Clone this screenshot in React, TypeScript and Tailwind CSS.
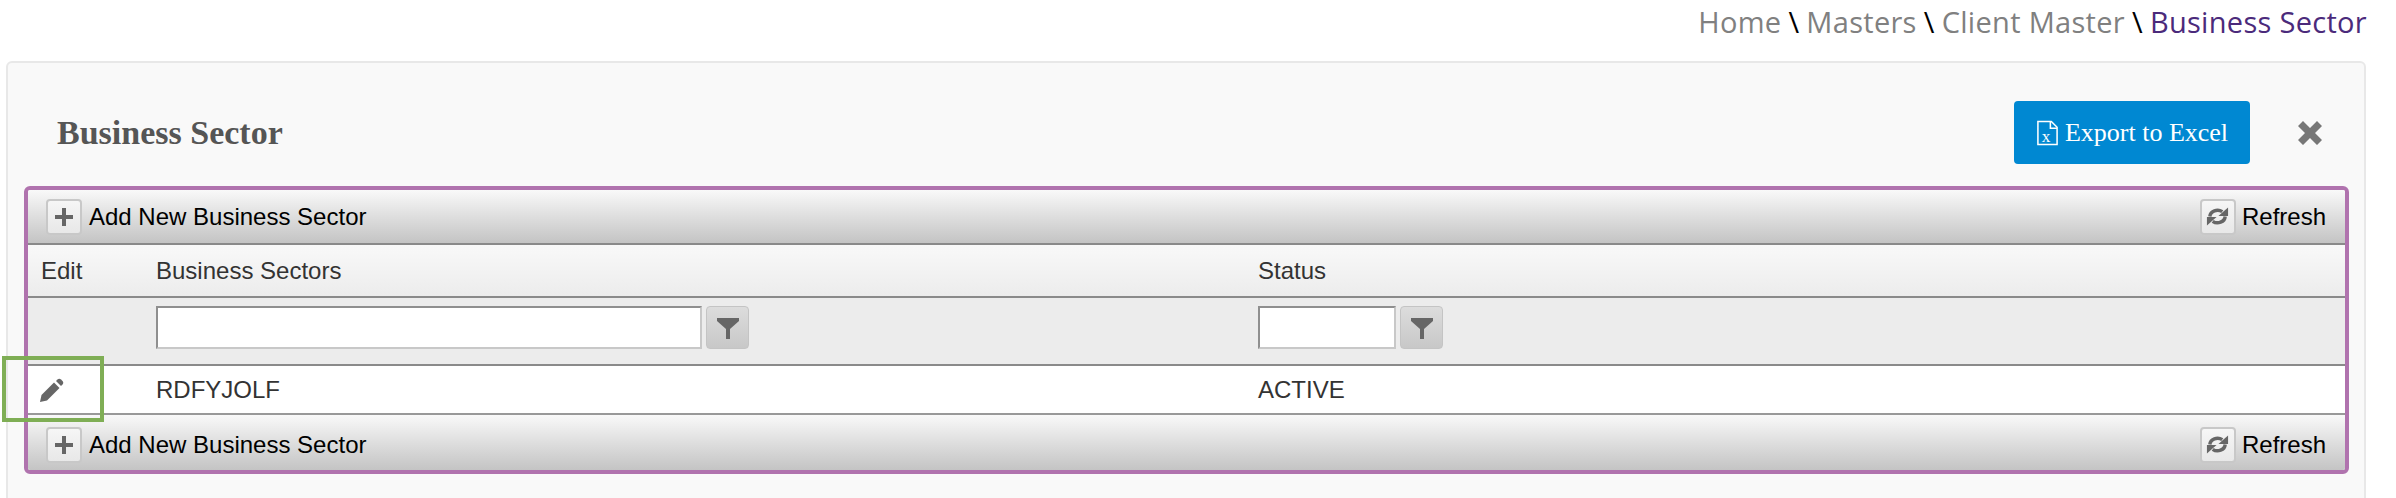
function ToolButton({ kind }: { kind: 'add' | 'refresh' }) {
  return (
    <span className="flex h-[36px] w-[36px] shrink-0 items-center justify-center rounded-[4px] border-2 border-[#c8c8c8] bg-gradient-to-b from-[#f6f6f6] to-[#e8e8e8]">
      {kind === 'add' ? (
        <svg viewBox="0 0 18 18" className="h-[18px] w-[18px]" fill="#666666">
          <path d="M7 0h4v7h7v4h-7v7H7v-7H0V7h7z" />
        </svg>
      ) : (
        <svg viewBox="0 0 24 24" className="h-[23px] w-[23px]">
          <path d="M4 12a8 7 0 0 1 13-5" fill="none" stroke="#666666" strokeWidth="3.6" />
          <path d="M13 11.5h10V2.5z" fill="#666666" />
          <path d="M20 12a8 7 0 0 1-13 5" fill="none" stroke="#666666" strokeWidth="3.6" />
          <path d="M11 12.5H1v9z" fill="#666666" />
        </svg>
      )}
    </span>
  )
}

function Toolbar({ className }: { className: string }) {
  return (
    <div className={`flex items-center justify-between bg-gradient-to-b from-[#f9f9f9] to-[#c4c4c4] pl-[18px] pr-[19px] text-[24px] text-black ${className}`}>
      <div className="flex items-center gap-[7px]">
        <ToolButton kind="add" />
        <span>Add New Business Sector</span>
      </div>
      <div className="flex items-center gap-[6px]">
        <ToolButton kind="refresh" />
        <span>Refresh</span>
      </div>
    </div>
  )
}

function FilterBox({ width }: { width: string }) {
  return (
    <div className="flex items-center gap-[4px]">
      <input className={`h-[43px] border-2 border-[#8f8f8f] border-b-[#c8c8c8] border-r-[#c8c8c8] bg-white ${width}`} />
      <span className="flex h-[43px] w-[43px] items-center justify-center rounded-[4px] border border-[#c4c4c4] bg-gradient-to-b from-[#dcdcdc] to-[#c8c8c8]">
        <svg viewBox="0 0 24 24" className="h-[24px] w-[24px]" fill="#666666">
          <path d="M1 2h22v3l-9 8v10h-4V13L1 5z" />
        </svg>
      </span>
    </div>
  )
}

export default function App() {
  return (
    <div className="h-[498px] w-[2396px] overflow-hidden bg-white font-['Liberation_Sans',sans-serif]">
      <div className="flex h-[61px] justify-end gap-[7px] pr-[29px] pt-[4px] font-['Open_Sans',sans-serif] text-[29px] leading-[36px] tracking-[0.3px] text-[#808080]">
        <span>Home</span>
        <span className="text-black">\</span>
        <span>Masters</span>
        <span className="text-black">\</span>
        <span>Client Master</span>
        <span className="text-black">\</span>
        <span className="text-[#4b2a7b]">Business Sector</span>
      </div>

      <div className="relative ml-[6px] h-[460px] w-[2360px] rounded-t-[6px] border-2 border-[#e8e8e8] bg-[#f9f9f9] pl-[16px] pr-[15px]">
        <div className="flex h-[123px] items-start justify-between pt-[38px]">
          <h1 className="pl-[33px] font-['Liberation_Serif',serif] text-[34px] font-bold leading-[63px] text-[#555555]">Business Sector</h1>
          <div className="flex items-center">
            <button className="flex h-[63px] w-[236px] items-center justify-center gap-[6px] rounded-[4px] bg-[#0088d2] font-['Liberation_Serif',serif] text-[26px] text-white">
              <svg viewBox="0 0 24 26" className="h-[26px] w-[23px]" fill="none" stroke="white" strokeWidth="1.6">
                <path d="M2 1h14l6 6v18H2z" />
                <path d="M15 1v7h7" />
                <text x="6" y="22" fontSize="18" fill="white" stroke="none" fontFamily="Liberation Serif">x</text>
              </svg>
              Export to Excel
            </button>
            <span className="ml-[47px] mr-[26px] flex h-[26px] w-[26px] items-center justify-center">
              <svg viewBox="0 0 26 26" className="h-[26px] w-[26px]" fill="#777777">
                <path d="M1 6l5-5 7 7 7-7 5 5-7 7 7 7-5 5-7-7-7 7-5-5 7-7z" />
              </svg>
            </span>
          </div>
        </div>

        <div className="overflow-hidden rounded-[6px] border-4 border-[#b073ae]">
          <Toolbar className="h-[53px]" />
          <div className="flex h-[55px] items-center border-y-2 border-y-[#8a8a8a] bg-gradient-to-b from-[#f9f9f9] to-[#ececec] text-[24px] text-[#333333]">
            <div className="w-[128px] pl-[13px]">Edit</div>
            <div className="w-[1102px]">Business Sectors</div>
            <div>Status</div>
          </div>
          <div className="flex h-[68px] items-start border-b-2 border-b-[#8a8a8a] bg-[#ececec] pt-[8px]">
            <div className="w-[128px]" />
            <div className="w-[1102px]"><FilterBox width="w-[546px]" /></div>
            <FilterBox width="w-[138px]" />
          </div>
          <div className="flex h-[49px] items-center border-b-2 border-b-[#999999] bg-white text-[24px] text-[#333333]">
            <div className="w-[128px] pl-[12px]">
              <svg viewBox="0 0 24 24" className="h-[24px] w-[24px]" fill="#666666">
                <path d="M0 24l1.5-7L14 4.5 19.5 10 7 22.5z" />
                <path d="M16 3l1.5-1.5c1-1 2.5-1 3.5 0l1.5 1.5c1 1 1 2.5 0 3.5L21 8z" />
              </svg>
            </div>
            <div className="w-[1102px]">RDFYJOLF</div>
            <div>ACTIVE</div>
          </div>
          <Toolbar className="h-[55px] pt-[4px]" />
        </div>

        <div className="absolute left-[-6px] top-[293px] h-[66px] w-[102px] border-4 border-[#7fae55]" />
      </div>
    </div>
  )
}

#####

PROBLEM — Reproduce every line precisely as given, omitting all pictures.

CORRECT OUTPUT —
Clone this screenshot in React, TypeScript and Tailwind CSS.
function ToolButton({ kind }: { kind: 'add' | 'refresh' }) {
  return (
    <span className="flex h-[36px] w-[36px] shrink-0 items-center justify-center rounded-[4px] border-2 border-[#c8c8c8] bg-gradient-to-b from-[#f6f6f6] to-[#e8e8e8]">
      {kind === 'add' ? (
        <svg viewBox="0 0 18 18" className="h-[18px] w-[18px]" fill="#666666">
          <path d="M7 0h4v7h7v4h-7v7H7v-7H0V7h7z" />
        </svg>
      ) : (
        <svg viewBox="0 0 24 24" className="h-[23px] w-[23px]">
          <path d="M4 12a8 7 0 0 1 13-5" fill="none" stroke="#666666" strokeWidth="3.6" />
          <path d="M13 11.5h10V2.5z" fill="#666666" />
          <path d="M20 12a8 7 0 0 1-13 5" fill="none" stroke="#666666" strokeWidth="3.6" />
          <path d="M11 12.5H1v9z" fill="#666666" />
        </svg>
      )}
    </span>
  )
}

function Toolbar({ className }: { className: string }) {
  return (
    <div className={`flex items-center justify-between bg-gradient-to-b from-[#f9f9f9] to-[#c4c4c4] pl-[18px] pr-[19px] text-[24px] text-black ${className}`}>
      <div className="flex items-center gap-[7px]">
        <ToolButton kind="add" />
        <span>Add New Business Sector</span>
      </div>
      <div className="flex items-center gap-[6px]">
        <ToolButton kind="refresh" />
        <span>Refresh</span>
      </div>
    </div>
  )
}

function FilterBox({ width }: { width: string }) {
  return (
    <div className="flex items-center gap-[4px]">
      <input className={`h-[43px] border-2 border-[#8f8f8f] border-b-[#c8c8c8] border-r-[#c8c8c8] bg-white ${width}`} />
      <span className="flex h-[43px] w-[43px] items-center justify-center rounded-[4px] border border-[#c4c4c4] bg-gradient-to-b from-[#dcdcdc] to-[#c8c8c8]">
        <svg viewBox="0 0 24 24" className="h-[24px] w-[24px]" fill="#666666">
          <path d="M1 2h22v3l-9 8v10h-4V13L1 5z" />
        </svg>
      </span>
    </div>
  )
}

export default function App() {
  return (
    <div className="h-[498px] w-[2396px] overflow-hidden bg-white font-['Liberation_Sans',sans-serif]">
      <div className="flex h-[61px] justify-end gap-[7px] pr-[29px] pt-[4px] font-['Open_Sans',sans-serif] text-[29px] leading-[36px] tracking-[0.3px] text-[#808080]">
        <span>Home</span>
        <span className="text-black">\</span>
        <span>Masters</span>
        <span className="text-black">\</span>
        <span>Client Master</span>
        <span className="text-black">\</span>
        <span className="text-[#4b2a7b]">Business Sector</span>
      </div>

      <div className="relative ml-[6px] h-[460px] w-[2360px] rounded-t-[6px] border-2 border-[#e8e8e8] bg-[#f9f9f9] pl-[16px] pr-[15px]">
        <div className="flex h-[123px] items-start justify-between pt-[38px]">
          <h1 className="pl-[33px] font-['Liberation_Serif',serif] text-[34px] font-bold leading-[63px] text-[#555555]">Business Sector</h1>
          <div className="flex items-center">
            <button className="flex h-[63px] w-[236px] items-center justify-center gap-[6px] rounded-[4px] bg-[#0088d2] font-['Liberation_Serif',serif] text-[26px] text-white">
              <svg viewBox="0 0 24 26" className="h-[26px] w-[23px]" fill="none" stroke="white" strokeWidth="1.6">
                <path d="M2 1h14l6 6v18H2z" />
                <path d="M15 1v7h7" />
                <text x="6" y="22" fontSize="18" fill="white" stroke="none" fontFamily="Liberation Serif">x</text>
              </svg>
              Export to Excel
            </button>
            <span className="ml-[47px] mr-[26px] flex h-[26px] w-[26px] items-center justify-center">
              <svg viewBox="0 0 26 26" className="h-[26px] w-[26px]" fill="#777777">
                <path d="M1 6l5-5 7 7 7-7 5 5-7 7 7 7-5 5-7-7-7 7-5-5 7-7z" />
              </svg>
            </span>
          </div>
        </div>

        <div className="overflow-hidden rounded-[6px] border-4 border-[#b073ae]">
          <Toolbar className="h-[53px]" />
          <div className="flex h-[55px] items-center border-y-2 border-y-[#8a8a8a] bg-gradient-to-b from-[#f9f9f9] to-[#ececec] text-[24px] text-[#333333]">
            <div className="w-[128px] pl-[13px]">Edit</div>
            <div className="w-[1102px]">Business Sectors</div>
            <div>Status</div>
          </div>
          <div className="flex h-[68px] items-start border-b-2 border-b-[#8a8a8a] bg-[#ececec] pt-[8px]">
            <div className="w-[128px]" />
            <div className="w-[1102px]"><FilterBox width="w-[546px]" /></div>
            <FilterBox width="w-[138px]" />
          </div>
          <div className="flex h-[49px] items-center border-b-2 border-b-[#999999] bg-white text-[24px] text-[#333333]">
            <div className="w-[128px] pl-[12px]">
              <svg viewBox="0 0 24 24" className="h-[24px] w-[24px]" fill="#666666">
                <path d="M0 24l1.5-7L14 4.5 19.5 10 7 22.5z" />
                <path d="M16 3l1.5-1.5c1-1 2.5-1 3.5 0l1.5 1.5c1 1 1 2.5 0 3.5L21 8z" />
              </svg>
            </div>
            <div className="w-[1102px]">RDFYJOLF</div>
            <div>ACTIVE</div>
          </div>
          <Toolbar className="h-[55px] pt-[4px]" />
        </div>

        <div className="absolute left-[-6px] top-[293px] h-[66px] w-[102px] border-4 border-[#7fae55]" />
      </div>
    </div>
  )
}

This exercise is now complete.